Когда мне надоедало лежать и когда никого не было дома, я садилась к фортепьяно, играла новомодные песенки, которые запрещала мне подбирать моя учительница музыки. А потом просто смотрела в окно. Напротив жила еще одна моя подружка, Люда Попова, нежная, прозрачная, но, как ни странно, очень спортивная девочка. Она тоже часто болела, и мы переговаривались из окна в окно знаками, телефонов у нас тогда не было.
Люда Попова после окончания школы поступила в институт в красивом городе Каменец-Подольске, центр которого украшала уникальная старинная крепость. Люда нормально училась, и ее, такую подвижную, легкую, тут же стали звать в волейбольную команду института. И как-то во время тренировки по волейболу она вдруг присела от боли в животе. Она даже не зашла в общежитие, чтобы переодеться, а сразу поехала автобусом домой, к маме с папой. Она еле выдержала этот двухчасовый переезд. Еще долго шла с автостанции домой. На второй этаж в свою квартиру она уже не смогла подняться. Ее мама выбежала в магазин и случайно на ступеньках у входа обнаружила Люду, почти без сознания от боли. Через полгода Люда умерла от почечной недостаточности.
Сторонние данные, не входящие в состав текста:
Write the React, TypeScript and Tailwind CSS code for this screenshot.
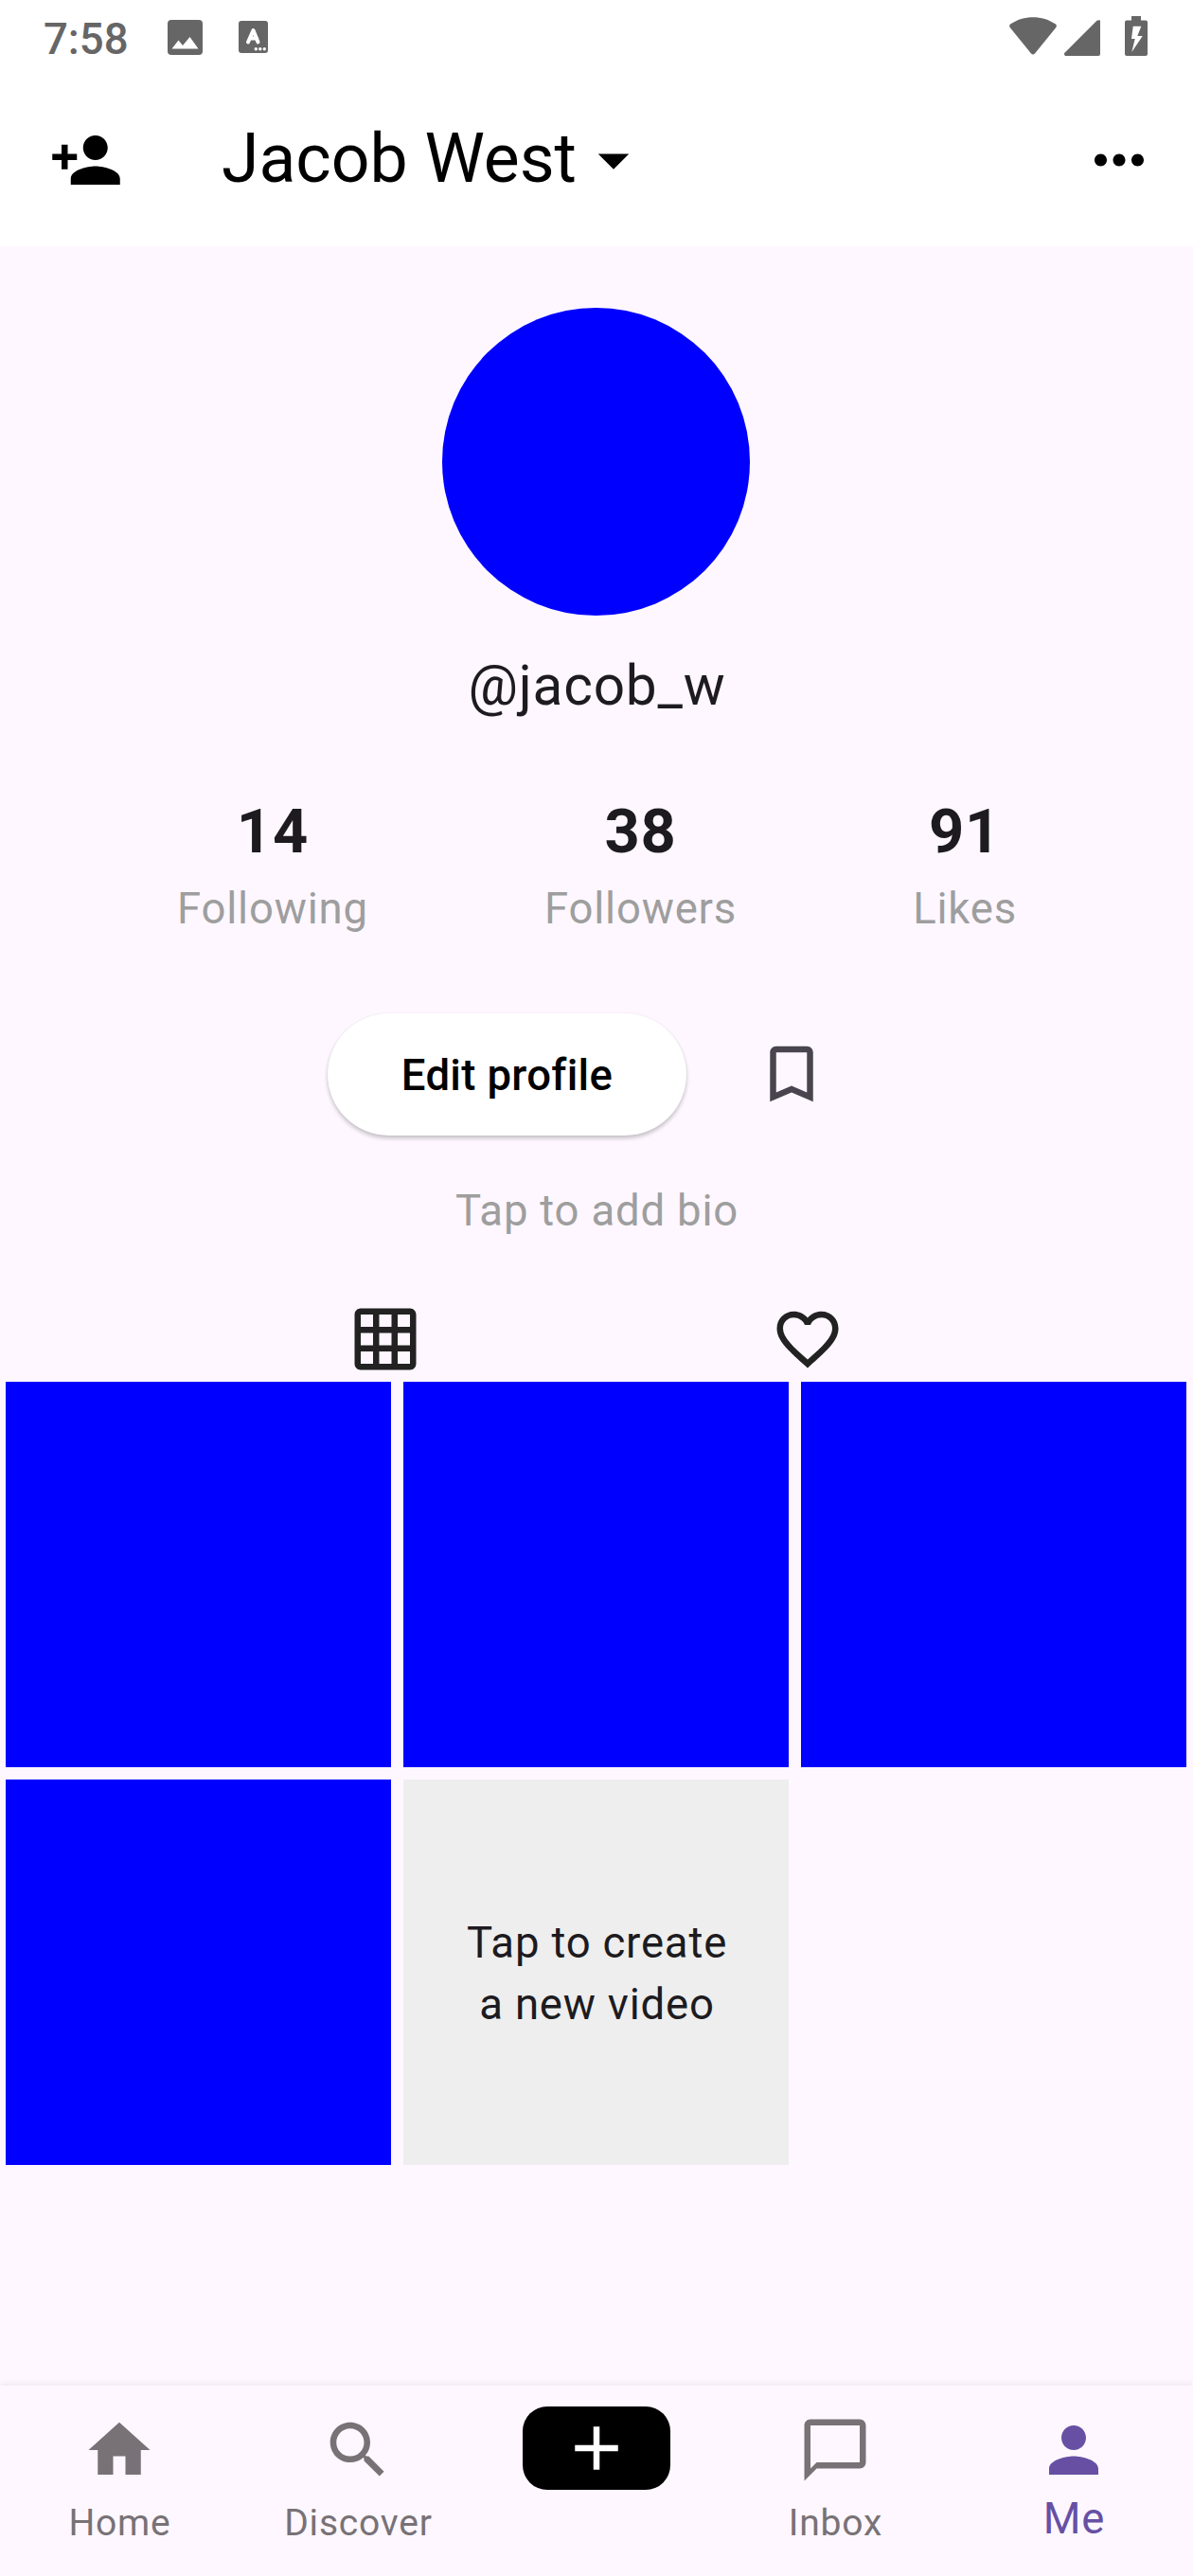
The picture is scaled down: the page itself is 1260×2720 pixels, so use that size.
import type { ReactNode } from "react";

function Icon({ d, className = "" }: { d: string; className?: string }) {
  return (
    <svg viewBox="0 0 24 24" fill="currentColor" className={`size-[78px] shrink-0 ${className}`}>
      <path d={d} />
    </svg>
  );
}

const icons = {
  personAdd:
    "M15 12c2.21 0 4-1.79 4-4s-1.79-4-4-4-4 1.79-4 4 1.79 4 4 4zm-9-2V7H4v3H1v2h3v3h2v-3h3v-2H6zm9 4c-2.67 0-8 1.34-8 4v2h16v-2c0-2.66-5.33-4-8-4z",
  arrowDropDown: "M7 10l5 5 5-5z",
  moreHoriz:
    "M6 10c-1.1 0-2 .9-2 2s.9 2 2 2 2-.9 2-2-.9-2-2-2zm12 0c-1.1 0-2 .9-2 2s.9 2 2 2 2-.9 2-2-.9-2-2-2zm-6 0c-1.1 0-2 .9-2 2s.9 2 2 2 2-.9 2-2-.9-2-2-2z",
  bookmark:
    "M17 3H7c-1.1 0-1.99.9-1.99 2L5 21l7-3 7 3V5c0-1.1-.9-2-2-2zm0 15l-5-2.18L7 18V5h10v13z",
  grid:
    "M20 2H4c-1.1 0-2 .9-2 2v16c0 1.1.9 2 2 2h16c1.1 0 2-.9 2-2V4c0-1.1-.9-2-2-2zM8 20H4v-4h4v4zm0-6H4v-4h4v4zm0-6H4V4h4v4zm6 12h-4v-4h4v4zm0-6h-4v-4h4v4zm0-6h-4V4h4v4zm6 12h-4v-4h4v4zm0-6h-4v-4h4v4zm0-6h-4V4h4v4z",
  heart:
    "M16.5 3c-1.74 0-3.41.81-4.5 2.09C10.91 3.81 9.24 3 7.5 3 4.42 3 2 5.42 2 8.5c0 3.78 3.4 6.86 8.55 11.54L12 21.35l1.45-1.32C18.6 15.36 22 12.28 22 8.5 22 5.42 19.58 3 16.5 3zm-4.4 15.55l-.1.1-.1-.1C7.14 14.24 4 11.39 4 8.5 4 6.5 5.5 5 7.5 5c1.54 0 3.04.99 3.57 2.36h1.87C13.46 5.99 14.96 5 16.5 5c2 0 3.5 1.5 3.5 3.5 0 2.89-3.14 5.74-7.9 10.05z",
  home: "M10 20v-6h4v6h5v-8h3L12 3 2 12h3v8z",
  search:
    "M15.5 14h-.79l-.28-.27C15.41 12.59 16 11.11 16 9.5 16 5.91 13.09 3 9.5 3S3 5.91 3 9.5 5.91 16 9.5 16c1.61 0 3.09-.59 4.23-1.57l.27.28v.79l5 4.99L20.49 19l-4.99-5zm-6 0C7.01 14 5 11.99 5 9.5S7.01 5 9.5 5 14 7.01 14 9.5 11.99 14 9.5 14z",
  add: "M19 13h-6v6h-2v-6H5v-2h6V5h2v6h6v2z",
  chat: "M20 2H4c-1.1 0-2 .9-2 2v18l4-4h14c1.1 0 2-.9 2-2V4c0-1.1-.9-2-2-2zm0 14H6l-2 2V4h16v12z",
  person:
    "M12 12c2.21 0 4-1.79 4-4s-1.79-4-4-4-4 1.79-4 4 1.79 4 4 4zm0 2c-2.67 0-8 1.34-8 4v2h16v-2c0-2.66-5.33-4-8-4z",
};

function StatusBar() {
  return (
    <div className="flex h-[78px] items-start pl-[46px] pr-[48px] text-[#666666]">
      <span className="mt-[15px] w-[90px] text-[45.5px] leading-[54px] font-medium">7:58</span>
      <svg viewBox="0 0 37 37" className="ml-[41px] mt-[21px] size-[37px]">
        <rect width="37" height="37" rx="4" fill="currentColor" />
        <path d="M4.5 30.5L11.5 21.5 16 27 23.500 18 32.500 30.5z" fill="#fff" />
      </svg>
      <svg viewBox="0 0 31 34" className="ml-[38px] mt-[22px] h-[34px] w-[31px]">
        <rect width="31" height="34" rx="3" fill="currentColor" />
        <path
          d="M10 22.500L15.500 10L20.500 22.500M11.800 18.500h7.400"
          stroke="#fff"
          strokeWidth="4"
          strokeLinecap="round"
          strokeLinejoin="round"
          fill="none"
        />
        <circle cx="18.300" cy="29.800" r="1.700" fill="#fff" />
        <circle cx="22.800" cy="29.800" r="1.700" fill="#fff" />
        <circle cx="27.300" cy="29.800" r="1.700" fill="#fff" />
      </svg>
      <svg viewBox="0 0 50 40" fill="currentColor" className="ml-auto mt-[18px] h-[40px] w-[50px]">
        <path d="M1 7.500C15-2.300 35-2.300 49 7.500Q50.500 9 49.300 11L27 38.500Q25 40.500 23 38.500L.7 11Q-.5 9 1 7.500z" />
      </svg>
      <svg viewBox="0 0 38 38" fill="currentColor" className="ml-[8px] mt-[21px] size-[38px]">
        <path d="M34.500.8Q36 0 38 .5V36Q38 38 36 38H1Q0 38 0 35.300z" />
      </svg>
      <svg viewBox="0 0 24 42" className="ml-[26px] mt-[17px] h-[42px] w-[24px]">
        <path
          fill="currentColor"
          d="M7 0H17V4.500H22Q24 4.500 24 6.500V40Q24 42 22 42H2Q0 42 0 40V6.500Q0 4.500 2 4.500H7z"
        />
        <path fill="#fff" d="M8.700 10.700H17.300L13.300 21H18.700L7.300 38L10.700 24H7z" />
      </svg>
    </div>
  );
}

function Header() {
  return (
    <header className="h-[260px] bg-white text-black">
      <StatusBar />
      <div className="flex h-[182px] items-center pr-[39px] pl-[52px]">
        <Icon d={icons.personAdd} />
        <h1 className="mb-[3px] ml-[104px] text-[71.5px] leading-[84px] whitespace-nowrap">Jacob West</h1>
        <Icon d={icons.arrowDropDown} />
        <Icon d={icons.moreHoriz} className="ml-auto" />
      </div>
    </header>
  );
}

function Stat({ value, label }: { value: string; label: string }) {
  return (
    <div className="flex flex-col items-center gap-[3px]">
      <span className="text-[65px] leading-[92px] font-bold">{value}</span>
      <span className="text-[45.5px] leading-[65px] text-[#9e9e9e]">{label}</span>
    </div>
  );
}

function NavItem({ icon, label, active = false }: { icon: string; label: string; active?: boolean }) {
  return (
    <div
      className={`flex flex-1 flex-col items-center pt-[29px] ${active ? "text-[#6750a4]" : "text-[#787276]"}`}
    >
      <Icon d={icon} />
      {active ? (
        <span className="mt-[1px] pl-[1px] text-[45.5px] leading-[65px]">{label}</span>
      ) : (
        <span className="mt-[12px] pl-[1px] text-[39px] leading-[52px]">{label}</span>
      )}
    </div>
  );
}

function Tile({ children }: { children?: ReactNode }) {
  return <div className="h-[407px] bg-[#0000ff]">{children}</div>;
}

export default function App() {
  return (
    <div className="flex h-[2720px] w-[1260px] flex-col overflow-hidden bg-[#fef7ff] font-['Roboto',sans-serif] text-[#1d1b20]">
      <Header />

      <main className="flex flex-1 flex-col tracking-[0.8125px]">
        <section className="flex flex-col items-center pt-[65px]">
          <div className="mr-[1px] size-[325px] rounded-full bg-[#0000ff]" />
          <p className="mt-[32px] pl-[1px] text-[58.5px] leading-[84px]">@jacob_w</p>
          <div className="mt-[66px] flex w-full justify-evenly pl-[1px]">
            <Stat value="14" label="Following" />
            <Stat value="38" label="Followers" />
            <Stat value="91" label="Likes" />
          </div>
          <div className="mt-[64px] flex h-[156px] items-center gap-[33px]">
            <button className="mt-[1px] flex h-[129px] w-[379px] items-center justify-center rounded-full bg-white pt-[1px] text-[45.5px] leading-[65px] font-medium tracking-[0.325px] text-black shadow-[0_3px_4px_rgba(0,0,0,0.22),0_0_2px_rgba(0,0,0,0.07)]">
              Edit profile
            </button>
            <div className="flex size-[156px] items-center justify-center text-[#49454f]">
              <Icon d={icons.bookmark} />
            </div>
          </div>
          <p className="mt-[34px] pl-[1px] text-[45.5px] leading-[65px] text-[#9e9e9e]">Tap to add bio</p>
        </section>

        <div className="mt-[64px] flex h-[78px] justify-evenly text-[#222222]">
          <Icon d={icons.grid} />
          <Icon d={icons.heart} />
        </div>

        <div className="mt-[6px] grid grid-cols-[407px_407px_407px] gap-[13px] pl-[6px]">
          <Tile />
          <Tile />
          <Tile />
          <Tile />
          <div className="flex h-[407px] items-center justify-center bg-[#eeeeee] pt-[2px] pl-[2px] text-center text-[45.5px] leading-[65px]">
            <p>
              Tap to create
              <br />a new video
            </p>
          </div>
        </div>
      </main>

      <nav className="flex h-[201px] bg-[#fef7ff] tracking-[0.8125px] shadow-[0_-4px_5px_rgba(0,0,0,0.045)]">
        <NavItem icon={icons.home} label="Home" />
        <NavItem icon={icons.search} label="Discover" />
        <div className="flex flex-1 justify-center pt-[22px]">
          <div className="flex h-[88px] w-[156px] items-center justify-center rounded-[26px] bg-black text-white">
            <Icon d={icons.add} />
          </div>
        </div>
        <NavItem icon={icons.chat} label="Inbox" />
        <NavItem icon={icons.person} label="Me" active />
      </nav>
    </div>
  );
}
Вот странно, Люда в последний месяц своей жизни лежала в двухместной палате нашей больницы. А в соседней такой же маленькой комнатке на двоих умирал Юра Назарко. Люде Поповой еще не было восемнадцати. Юре Назарко еще не было девятнадцати. У Юры была неизлечимая, самая страшная болезнь. И началась она с банального ушиба колена. На тренировке опять же по волейболу. Эти дети не были знакомы и не знали друг о друге. Но в ночь, когда Юра умер, Люда увидела сон. Она рассказала маме наутро, что ей приснился жених, красивый, в новеньком с иголочки костюме. Он пришел к ней в палату, такой нарядный, с букетом цветов, и весело позвал Люду за собой, умолял, просил: пойдем, Людочка, со мной. Упрекал: ну что ты лежишь, вставай… И такой он был милый, добрый, такой явно влюбленный, с сияющими от счастья глазами… Люда ему сказала, что спросит у мамы разрешения и пойдет. Наутро она рассказывала маме, что влюбилась в этого мальчика. Что он очень хороший. Только имени его я не знаю, сказала Люда. Она умерла спустя неделю. Мой папа посадил на ее могиле елочку. Эта елка сейчас такая высокая, такая пышная. Поздней осенью с нее падают шишки. Вокруг того места полно шишек. И полно белок.
Самая близкая подруга Люды Поповой, тоже Люда по фамилии Мартынова, выйдя замуж за моего шурина, стала моей близкой родственницей. И мы с Людой Мартыновой и сейчас часто вспоминаем Люду Попову.
Она вообще очень хорошая, эта Люда Мартынова. Они, эти двое, Мартынова и Попова, ходили по городу симпатичные, неразлейвода, волейболистки, тонконогие, тощие, забавные. Одна Люда белокожая, с пшеничными волосами. Вторая – смуглая, с роскошной шевелюрой цвета воронова крыла. Я, догоняя их, кричала вслед: «Люууууды!» – и «люды» на улице, то есть люди по-украински, пугались и не понимали, чего это девочка несется, и надрывается, и зовет людей, и кто ее обидел, и что делать, и как помочь. А я догоняла Люду и Люду, и мы беззаботно топали вместе. И я, шагая между ними, двумя Людами, всегда задумывала желание. Для себя и для них, для Люд. Для себя – пятерку по физике и чтобы контрольную по биологии отменили, Людке Мартыновой – чтобы мама ей купила ткань на голубое платье, а Людке Поповой – чтобы ей подарили джинсы. Мы шли мимо старого парка имени Пушкина, мимо кинотеатра. Мы задерживались у Дворца бракосочетаний поглазеть на невест… И каждая из нас думала: вот я буду ого какая невеста, когда вырасту, лучше всех, красивей всех!